WHAT THE TASK REQUIRES: Return each line of the listing below, unchanged, and omit the images.

SUPPLIED DATA:

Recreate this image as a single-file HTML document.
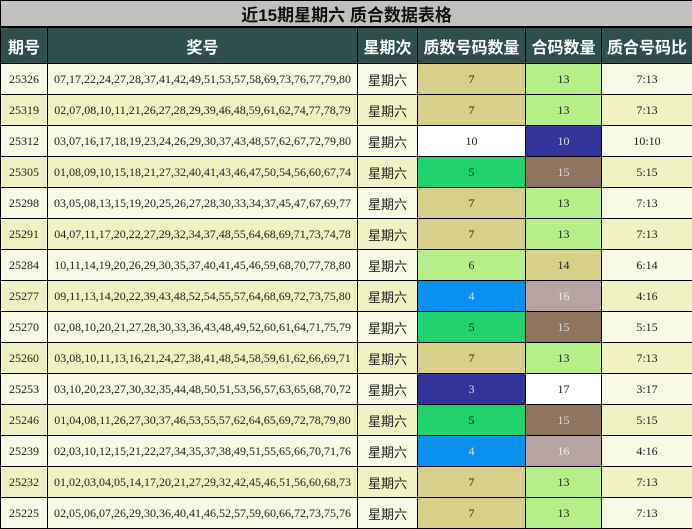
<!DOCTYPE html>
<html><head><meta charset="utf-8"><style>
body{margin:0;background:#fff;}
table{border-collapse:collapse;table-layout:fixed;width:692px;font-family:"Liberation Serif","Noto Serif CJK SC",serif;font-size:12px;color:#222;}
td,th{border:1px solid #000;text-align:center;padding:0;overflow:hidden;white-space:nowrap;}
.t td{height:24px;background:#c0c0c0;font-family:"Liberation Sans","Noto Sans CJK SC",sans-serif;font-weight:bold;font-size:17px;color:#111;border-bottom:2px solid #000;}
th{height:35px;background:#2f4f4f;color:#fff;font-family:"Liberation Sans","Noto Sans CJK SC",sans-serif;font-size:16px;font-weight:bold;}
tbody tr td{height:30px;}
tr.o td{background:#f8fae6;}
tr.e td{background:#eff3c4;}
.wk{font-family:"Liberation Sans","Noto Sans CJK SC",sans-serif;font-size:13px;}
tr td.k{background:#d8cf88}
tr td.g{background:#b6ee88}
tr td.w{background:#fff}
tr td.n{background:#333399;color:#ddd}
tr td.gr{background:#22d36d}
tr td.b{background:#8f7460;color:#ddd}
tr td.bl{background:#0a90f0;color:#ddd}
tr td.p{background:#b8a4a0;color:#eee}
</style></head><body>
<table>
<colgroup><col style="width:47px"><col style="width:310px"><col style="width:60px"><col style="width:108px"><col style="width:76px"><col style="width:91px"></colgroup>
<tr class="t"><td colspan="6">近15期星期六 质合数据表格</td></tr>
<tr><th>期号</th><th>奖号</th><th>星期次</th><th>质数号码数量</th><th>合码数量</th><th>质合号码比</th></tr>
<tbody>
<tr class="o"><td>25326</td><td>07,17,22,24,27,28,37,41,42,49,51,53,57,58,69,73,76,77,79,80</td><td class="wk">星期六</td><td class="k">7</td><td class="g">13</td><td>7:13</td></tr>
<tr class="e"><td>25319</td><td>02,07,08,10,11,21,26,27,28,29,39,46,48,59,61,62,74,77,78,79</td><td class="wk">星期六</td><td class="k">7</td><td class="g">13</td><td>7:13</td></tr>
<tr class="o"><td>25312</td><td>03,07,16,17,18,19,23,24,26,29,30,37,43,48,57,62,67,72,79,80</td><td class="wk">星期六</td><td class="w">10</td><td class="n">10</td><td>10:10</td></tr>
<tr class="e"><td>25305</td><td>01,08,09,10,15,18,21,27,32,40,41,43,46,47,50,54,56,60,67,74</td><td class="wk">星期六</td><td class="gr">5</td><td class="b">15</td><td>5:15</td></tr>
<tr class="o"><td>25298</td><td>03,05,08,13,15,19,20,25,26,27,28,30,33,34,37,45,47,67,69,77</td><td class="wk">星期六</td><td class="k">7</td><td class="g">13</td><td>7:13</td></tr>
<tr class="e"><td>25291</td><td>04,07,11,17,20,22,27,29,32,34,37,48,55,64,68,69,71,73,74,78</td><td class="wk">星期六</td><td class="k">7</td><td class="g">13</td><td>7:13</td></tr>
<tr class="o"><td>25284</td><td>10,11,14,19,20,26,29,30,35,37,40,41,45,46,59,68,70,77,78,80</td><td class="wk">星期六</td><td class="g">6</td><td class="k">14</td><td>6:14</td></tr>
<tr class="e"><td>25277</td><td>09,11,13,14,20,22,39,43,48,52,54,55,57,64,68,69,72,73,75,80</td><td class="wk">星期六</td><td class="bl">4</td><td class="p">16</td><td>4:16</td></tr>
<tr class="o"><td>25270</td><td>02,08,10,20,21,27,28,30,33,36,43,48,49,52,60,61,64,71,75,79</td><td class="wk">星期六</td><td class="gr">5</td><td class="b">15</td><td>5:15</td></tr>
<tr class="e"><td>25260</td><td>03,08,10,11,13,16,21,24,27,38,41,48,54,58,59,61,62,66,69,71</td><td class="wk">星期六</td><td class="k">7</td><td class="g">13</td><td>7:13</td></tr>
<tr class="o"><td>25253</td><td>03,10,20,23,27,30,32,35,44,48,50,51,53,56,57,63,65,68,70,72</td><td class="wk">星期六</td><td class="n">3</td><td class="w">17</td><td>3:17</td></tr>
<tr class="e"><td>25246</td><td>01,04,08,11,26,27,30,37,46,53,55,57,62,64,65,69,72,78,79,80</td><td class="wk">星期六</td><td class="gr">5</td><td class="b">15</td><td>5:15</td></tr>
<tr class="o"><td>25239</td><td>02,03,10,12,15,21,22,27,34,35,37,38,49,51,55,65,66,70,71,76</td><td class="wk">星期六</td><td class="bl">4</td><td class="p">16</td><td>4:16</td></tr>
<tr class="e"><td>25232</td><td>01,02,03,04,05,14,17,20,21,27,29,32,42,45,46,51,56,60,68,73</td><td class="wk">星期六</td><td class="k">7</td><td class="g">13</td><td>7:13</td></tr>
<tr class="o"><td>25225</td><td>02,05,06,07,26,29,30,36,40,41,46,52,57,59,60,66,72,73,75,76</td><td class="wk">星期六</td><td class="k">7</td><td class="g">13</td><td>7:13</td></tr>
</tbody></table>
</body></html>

ANSWER IN FULL:
Recreate this image as a single-file HTML document.
<!DOCTYPE html>
<html><head><meta charset="utf-8"><style>
body{margin:0;background:#fff;}
table{border-collapse:collapse;table-layout:fixed;width:692px;font-family:"Liberation Serif","Noto Serif CJK SC",serif;font-size:12px;color:#222;}
td,th{border:1px solid #000;text-align:center;padding:0;overflow:hidden;white-space:nowrap;}
.t td{height:24px;background:#c0c0c0;font-family:"Liberation Sans","Noto Sans CJK SC",sans-serif;font-weight:bold;font-size:17px;color:#111;border-bottom:2px solid #000;}
th{height:35px;background:#2f4f4f;color:#fff;font-family:"Liberation Sans","Noto Sans CJK SC",sans-serif;font-size:16px;font-weight:bold;}
tbody tr td{height:30px;}
tr.o td{background:#f8fae6;}
tr.e td{background:#eff3c4;}
.wk{font-family:"Liberation Sans","Noto Sans CJK SC",sans-serif;font-size:13px;}
tr td.k{background:#d8cf88}
tr td.g{background:#b6ee88}
tr td.w{background:#fff}
tr td.n{background:#333399;color:#ddd}
tr td.gr{background:#22d36d}
tr td.b{background:#8f7460;color:#ddd}
tr td.bl{background:#0a90f0;color:#ddd}
tr td.p{background:#b8a4a0;color:#eee}
</style></head><body>
<table>
<colgroup><col style="width:47px"><col style="width:310px"><col style="width:60px"><col style="width:108px"><col style="width:76px"><col style="width:91px"></colgroup>
<tr class="t"><td colspan="6">近15期星期六 质合数据表格</td></tr>
<tr><th>期号</th><th>奖号</th><th>星期次</th><th>质数号码数量</th><th>合码数量</th><th>质合号码比</th></tr>
<tbody>
<tr class="o"><td>25326</td><td>07,17,22,24,27,28,37,41,42,49,51,53,57,58,69,73,76,77,79,80</td><td class="wk">星期六</td><td class="k">7</td><td class="g">13</td><td>7:13</td></tr>
<tr class="e"><td>25319</td><td>02,07,08,10,11,21,26,27,28,29,39,46,48,59,61,62,74,77,78,79</td><td class="wk">星期六</td><td class="k">7</td><td class="g">13</td><td>7:13</td></tr>
<tr class="o"><td>25312</td><td>03,07,16,17,18,19,23,24,26,29,30,37,43,48,57,62,67,72,79,80</td><td class="wk">星期六</td><td class="w">10</td><td class="n">10</td><td>10:10</td></tr>
<tr class="e"><td>25305</td><td>01,08,09,10,15,18,21,27,32,40,41,43,46,47,50,54,56,60,67,74</td><td class="wk">星期六</td><td class="gr">5</td><td class="b">15</td><td>5:15</td></tr>
<tr class="o"><td>25298</td><td>03,05,08,13,15,19,20,25,26,27,28,30,33,34,37,45,47,67,69,77</td><td class="wk">星期六</td><td class="k">7</td><td class="g">13</td><td>7:13</td></tr>
<tr class="e"><td>25291</td><td>04,07,11,17,20,22,27,29,32,34,37,48,55,64,68,69,71,73,74,78</td><td class="wk">星期六</td><td class="k">7</td><td class="g">13</td><td>7:13</td></tr>
<tr class="o"><td>25284</td><td>10,11,14,19,20,26,29,30,35,37,40,41,45,46,59,68,70,77,78,80</td><td class="wk">星期六</td><td class="g">6</td><td class="k">14</td><td>6:14</td></tr>
<tr class="e"><td>25277</td><td>09,11,13,14,20,22,39,43,48,52,54,55,57,64,68,69,72,73,75,80</td><td class="wk">星期六</td><td class="bl">4</td><td class="p">16</td><td>4:16</td></tr>
<tr class="o"><td>25270</td><td>02,08,10,20,21,27,28,30,33,36,43,48,49,52,60,61,64,71,75,79</td><td class="wk">星期六</td><td class="gr">5</td><td class="b">15</td><td>5:15</td></tr>
<tr class="e"><td>25260</td><td>03,08,10,11,13,16,21,24,27,38,41,48,54,58,59,61,62,66,69,71</td><td class="wk">星期六</td><td class="k">7</td><td class="g">13</td><td>7:13</td></tr>
<tr class="o"><td>25253</td><td>03,10,20,23,27,30,32,35,44,48,50,51,53,56,57,63,65,68,70,72</td><td class="wk">星期六</td><td class="n">3</td><td class="w">17</td><td>3:17</td></tr>
<tr class="e"><td>25246</td><td>01,04,08,11,26,27,30,37,46,53,55,57,62,64,65,69,72,78,79,80</td><td class="wk">星期六</td><td class="gr">5</td><td class="b">15</td><td>5:15</td></tr>
<tr class="o"><td>25239</td><td>02,03,10,12,15,21,22,27,34,35,37,38,49,51,55,65,66,70,71,76</td><td class="wk">星期六</td><td class="bl">4</td><td class="p">16</td><td>4:16</td></tr>
<tr class="e"><td>25232</td><td>01,02,03,04,05,14,17,20,21,27,29,32,42,45,46,51,56,60,68,73</td><td class="wk">星期六</td><td class="k">7</td><td class="g">13</td><td>7:13</td></tr>
<tr class="o"><td>25225</td><td>02,05,06,07,26,29,30,36,40,41,46,52,57,59,60,66,72,73,75,76</td><td class="wk">星期六</td><td class="k">7</td><td class="g">13</td><td>7:13</td></tr>
</tbody></table>
</body></html>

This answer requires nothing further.